(Data entries)
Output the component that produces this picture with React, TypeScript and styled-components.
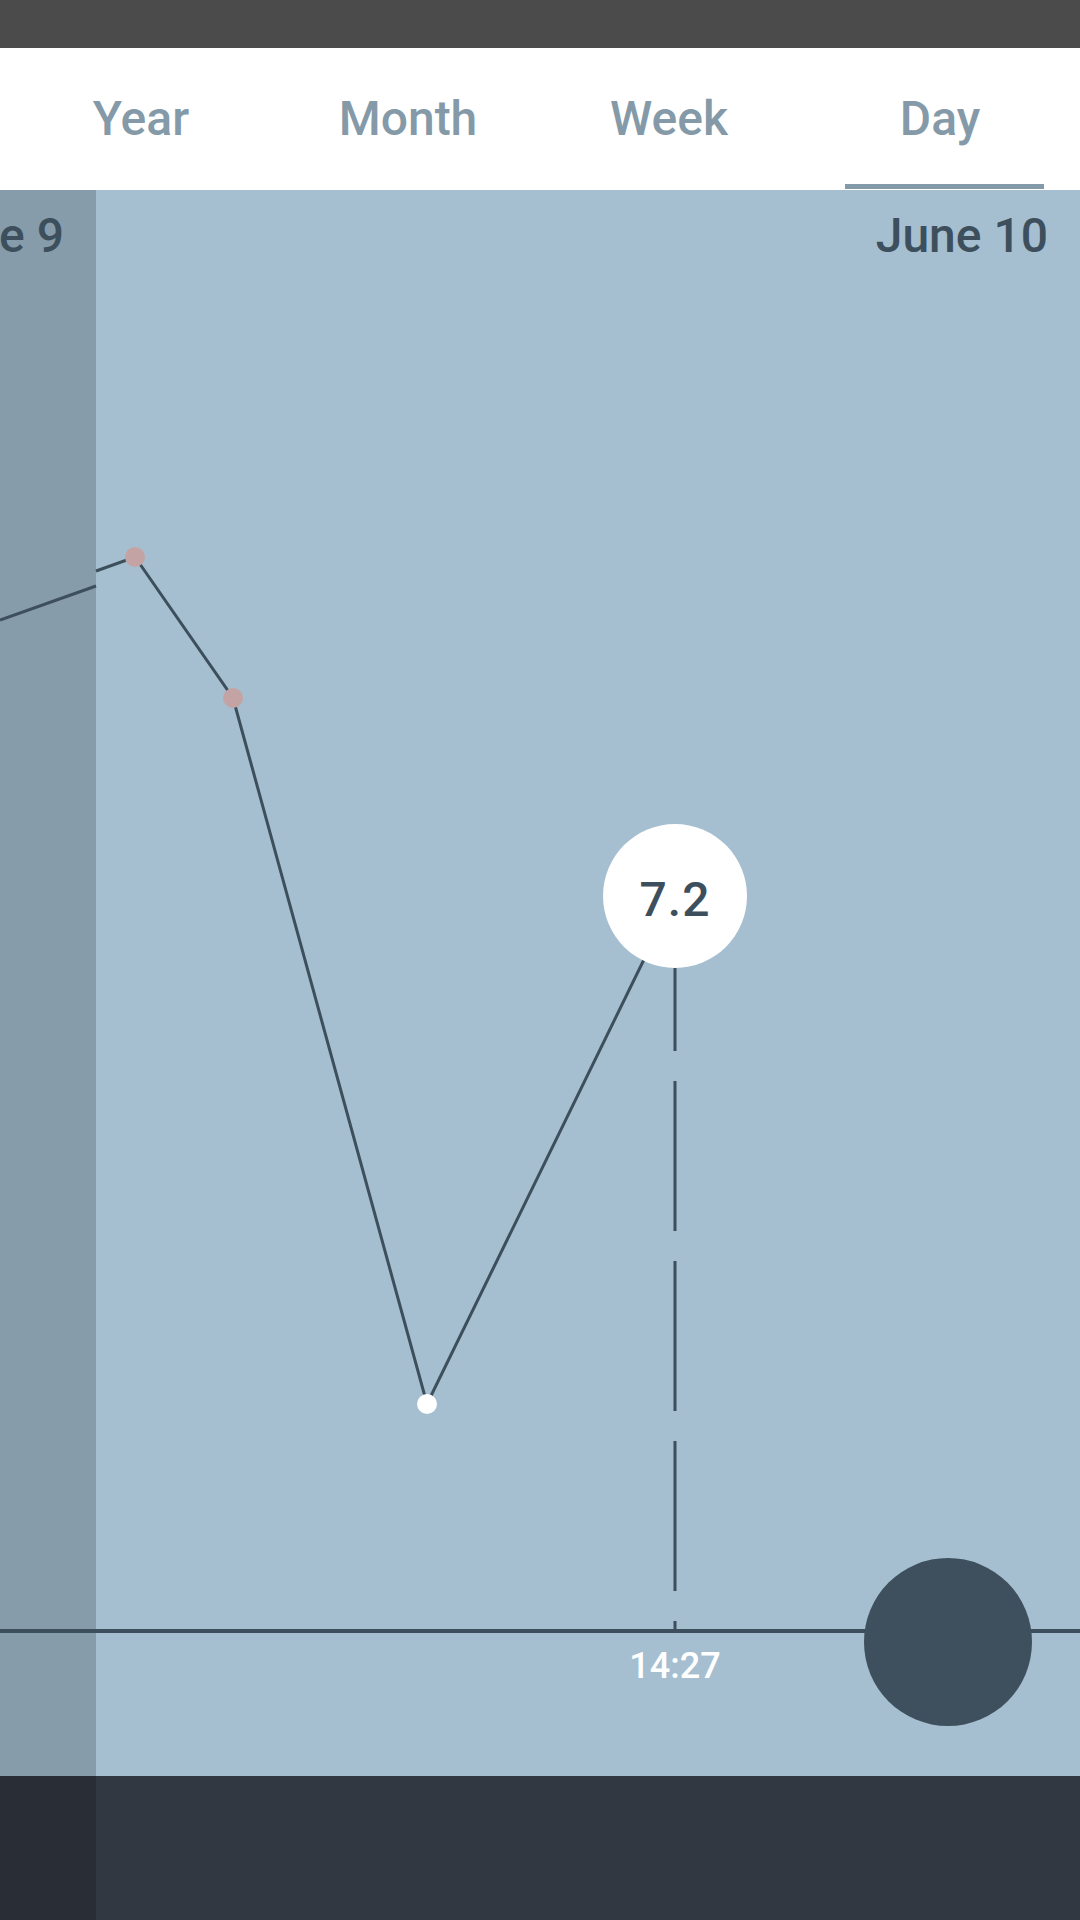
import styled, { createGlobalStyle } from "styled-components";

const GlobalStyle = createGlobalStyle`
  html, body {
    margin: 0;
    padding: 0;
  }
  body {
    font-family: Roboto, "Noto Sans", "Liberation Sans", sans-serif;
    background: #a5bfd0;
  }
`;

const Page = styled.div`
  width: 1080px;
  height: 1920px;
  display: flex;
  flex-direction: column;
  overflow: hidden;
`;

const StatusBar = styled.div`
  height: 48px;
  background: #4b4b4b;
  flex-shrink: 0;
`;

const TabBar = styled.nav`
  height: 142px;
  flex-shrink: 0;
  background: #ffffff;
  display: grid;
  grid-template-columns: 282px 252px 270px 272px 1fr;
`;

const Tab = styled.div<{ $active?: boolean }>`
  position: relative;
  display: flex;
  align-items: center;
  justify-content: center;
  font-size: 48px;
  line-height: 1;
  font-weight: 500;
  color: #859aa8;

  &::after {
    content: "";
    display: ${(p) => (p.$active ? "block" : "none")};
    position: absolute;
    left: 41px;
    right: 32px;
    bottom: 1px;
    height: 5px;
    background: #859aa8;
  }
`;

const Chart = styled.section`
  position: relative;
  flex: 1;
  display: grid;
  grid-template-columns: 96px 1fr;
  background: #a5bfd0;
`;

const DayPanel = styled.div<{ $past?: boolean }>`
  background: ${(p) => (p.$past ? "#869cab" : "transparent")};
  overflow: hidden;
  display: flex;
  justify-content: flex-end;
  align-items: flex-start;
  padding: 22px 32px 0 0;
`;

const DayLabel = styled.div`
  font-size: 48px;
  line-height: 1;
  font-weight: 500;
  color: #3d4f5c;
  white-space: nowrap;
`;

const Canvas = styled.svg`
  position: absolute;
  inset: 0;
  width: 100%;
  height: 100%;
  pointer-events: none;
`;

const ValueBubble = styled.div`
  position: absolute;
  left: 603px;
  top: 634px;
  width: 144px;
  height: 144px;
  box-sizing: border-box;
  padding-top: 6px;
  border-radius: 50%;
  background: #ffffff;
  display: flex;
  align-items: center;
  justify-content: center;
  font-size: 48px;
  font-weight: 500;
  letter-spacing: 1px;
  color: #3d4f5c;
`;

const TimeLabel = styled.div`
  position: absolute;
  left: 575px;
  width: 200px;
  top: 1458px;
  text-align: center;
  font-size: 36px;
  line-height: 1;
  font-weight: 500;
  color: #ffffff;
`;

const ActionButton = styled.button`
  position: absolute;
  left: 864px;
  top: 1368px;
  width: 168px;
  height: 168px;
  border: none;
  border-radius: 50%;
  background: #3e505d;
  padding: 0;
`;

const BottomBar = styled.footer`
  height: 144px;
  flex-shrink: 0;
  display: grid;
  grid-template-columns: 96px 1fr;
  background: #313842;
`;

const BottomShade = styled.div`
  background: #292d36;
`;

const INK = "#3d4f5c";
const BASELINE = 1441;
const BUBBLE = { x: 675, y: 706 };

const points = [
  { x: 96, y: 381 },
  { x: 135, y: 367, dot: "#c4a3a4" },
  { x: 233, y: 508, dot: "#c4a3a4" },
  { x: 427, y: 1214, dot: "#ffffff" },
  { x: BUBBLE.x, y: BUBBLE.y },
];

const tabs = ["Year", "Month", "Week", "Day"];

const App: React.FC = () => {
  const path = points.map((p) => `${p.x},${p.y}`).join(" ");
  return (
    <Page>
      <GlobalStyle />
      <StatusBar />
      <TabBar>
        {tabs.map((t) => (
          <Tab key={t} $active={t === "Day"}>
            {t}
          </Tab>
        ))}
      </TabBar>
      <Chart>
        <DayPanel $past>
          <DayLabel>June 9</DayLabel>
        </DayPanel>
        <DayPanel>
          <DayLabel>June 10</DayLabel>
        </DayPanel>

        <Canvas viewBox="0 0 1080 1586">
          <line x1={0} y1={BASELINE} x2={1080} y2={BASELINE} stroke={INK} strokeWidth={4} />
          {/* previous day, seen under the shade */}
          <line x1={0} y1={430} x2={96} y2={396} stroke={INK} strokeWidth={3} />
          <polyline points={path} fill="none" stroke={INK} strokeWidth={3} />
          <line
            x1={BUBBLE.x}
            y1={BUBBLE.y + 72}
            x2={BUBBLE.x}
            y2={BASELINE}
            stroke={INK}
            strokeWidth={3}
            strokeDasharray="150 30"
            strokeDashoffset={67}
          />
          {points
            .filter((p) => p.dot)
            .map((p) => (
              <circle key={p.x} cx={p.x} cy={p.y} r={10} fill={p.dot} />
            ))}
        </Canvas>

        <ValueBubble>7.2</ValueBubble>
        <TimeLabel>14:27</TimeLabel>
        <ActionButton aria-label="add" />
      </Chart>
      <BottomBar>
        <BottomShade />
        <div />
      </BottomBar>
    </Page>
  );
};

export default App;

--

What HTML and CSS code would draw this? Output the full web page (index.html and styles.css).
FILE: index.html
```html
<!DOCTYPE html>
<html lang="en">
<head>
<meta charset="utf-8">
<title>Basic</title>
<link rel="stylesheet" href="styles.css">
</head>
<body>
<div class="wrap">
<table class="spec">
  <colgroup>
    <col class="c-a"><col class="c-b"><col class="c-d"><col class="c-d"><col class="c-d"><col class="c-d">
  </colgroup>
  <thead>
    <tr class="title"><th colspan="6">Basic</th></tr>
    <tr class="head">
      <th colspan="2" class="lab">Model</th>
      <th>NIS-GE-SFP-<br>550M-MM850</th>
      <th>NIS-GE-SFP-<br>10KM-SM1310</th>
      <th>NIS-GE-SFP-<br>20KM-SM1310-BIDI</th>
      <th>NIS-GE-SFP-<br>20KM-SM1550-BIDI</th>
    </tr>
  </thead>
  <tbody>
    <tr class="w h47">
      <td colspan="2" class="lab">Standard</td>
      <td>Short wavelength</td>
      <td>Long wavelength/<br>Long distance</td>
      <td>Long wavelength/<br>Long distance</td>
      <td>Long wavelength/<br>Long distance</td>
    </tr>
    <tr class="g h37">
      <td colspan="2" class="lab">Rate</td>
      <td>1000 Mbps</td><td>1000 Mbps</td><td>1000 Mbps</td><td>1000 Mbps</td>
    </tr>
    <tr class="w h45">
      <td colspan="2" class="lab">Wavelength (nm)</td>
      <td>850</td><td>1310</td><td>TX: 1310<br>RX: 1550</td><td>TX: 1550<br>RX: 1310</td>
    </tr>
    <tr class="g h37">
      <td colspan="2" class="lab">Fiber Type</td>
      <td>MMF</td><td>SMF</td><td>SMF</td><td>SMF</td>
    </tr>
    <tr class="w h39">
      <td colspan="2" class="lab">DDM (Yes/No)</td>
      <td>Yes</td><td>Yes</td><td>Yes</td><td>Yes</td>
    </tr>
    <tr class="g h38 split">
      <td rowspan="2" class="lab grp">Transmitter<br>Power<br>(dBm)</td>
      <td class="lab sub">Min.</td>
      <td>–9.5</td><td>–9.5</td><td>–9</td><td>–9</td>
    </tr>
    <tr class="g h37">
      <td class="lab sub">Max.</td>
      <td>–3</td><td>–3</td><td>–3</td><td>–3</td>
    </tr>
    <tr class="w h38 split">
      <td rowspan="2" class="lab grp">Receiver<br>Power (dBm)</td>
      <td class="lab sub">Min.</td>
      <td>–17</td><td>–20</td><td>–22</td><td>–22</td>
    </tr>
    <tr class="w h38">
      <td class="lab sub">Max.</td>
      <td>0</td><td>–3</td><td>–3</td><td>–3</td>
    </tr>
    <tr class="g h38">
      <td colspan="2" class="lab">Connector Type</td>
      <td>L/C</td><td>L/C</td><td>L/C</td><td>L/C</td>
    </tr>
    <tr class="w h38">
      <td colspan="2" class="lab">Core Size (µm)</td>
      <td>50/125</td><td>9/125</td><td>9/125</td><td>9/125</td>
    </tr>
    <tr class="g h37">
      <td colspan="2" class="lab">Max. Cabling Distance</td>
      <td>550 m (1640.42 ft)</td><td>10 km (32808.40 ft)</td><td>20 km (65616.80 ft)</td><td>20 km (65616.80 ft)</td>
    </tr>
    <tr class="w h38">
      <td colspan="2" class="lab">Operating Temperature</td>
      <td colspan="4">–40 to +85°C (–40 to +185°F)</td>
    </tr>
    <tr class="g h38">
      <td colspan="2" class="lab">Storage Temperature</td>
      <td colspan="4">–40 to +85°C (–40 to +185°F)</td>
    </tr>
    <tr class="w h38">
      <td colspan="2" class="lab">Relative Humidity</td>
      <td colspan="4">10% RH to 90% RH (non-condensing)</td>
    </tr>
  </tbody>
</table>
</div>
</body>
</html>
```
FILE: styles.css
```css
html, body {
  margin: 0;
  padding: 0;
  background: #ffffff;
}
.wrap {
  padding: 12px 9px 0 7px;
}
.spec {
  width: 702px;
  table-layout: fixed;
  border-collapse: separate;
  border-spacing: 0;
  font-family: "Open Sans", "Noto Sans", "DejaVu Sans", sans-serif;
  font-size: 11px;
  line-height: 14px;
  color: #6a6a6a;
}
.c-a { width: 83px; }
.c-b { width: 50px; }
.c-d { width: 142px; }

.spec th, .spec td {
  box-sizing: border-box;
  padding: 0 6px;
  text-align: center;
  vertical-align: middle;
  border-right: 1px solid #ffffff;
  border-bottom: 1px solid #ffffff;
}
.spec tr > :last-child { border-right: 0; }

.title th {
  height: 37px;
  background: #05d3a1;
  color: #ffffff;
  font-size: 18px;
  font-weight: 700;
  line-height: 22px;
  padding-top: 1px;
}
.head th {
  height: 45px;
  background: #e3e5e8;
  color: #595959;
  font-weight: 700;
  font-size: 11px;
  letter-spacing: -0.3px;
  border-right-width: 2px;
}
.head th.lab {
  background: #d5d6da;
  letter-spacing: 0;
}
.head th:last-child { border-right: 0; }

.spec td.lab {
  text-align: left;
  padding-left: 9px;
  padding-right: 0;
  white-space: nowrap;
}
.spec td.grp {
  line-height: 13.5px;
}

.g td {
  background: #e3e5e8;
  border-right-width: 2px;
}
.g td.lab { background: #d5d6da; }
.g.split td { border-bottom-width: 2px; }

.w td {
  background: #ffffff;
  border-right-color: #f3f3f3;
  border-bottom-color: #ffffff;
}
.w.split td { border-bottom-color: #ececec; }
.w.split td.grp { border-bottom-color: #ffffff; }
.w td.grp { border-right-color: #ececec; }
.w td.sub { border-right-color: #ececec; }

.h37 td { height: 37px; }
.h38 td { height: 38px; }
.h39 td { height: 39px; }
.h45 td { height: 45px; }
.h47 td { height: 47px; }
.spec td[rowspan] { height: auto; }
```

- **Required work**
Where a line in the entries holds "index", copy that line.

- **Reply to the task**
What HTML and CSS code would draw this? Output the full web page (index.html and styles.css).
FILE: index.html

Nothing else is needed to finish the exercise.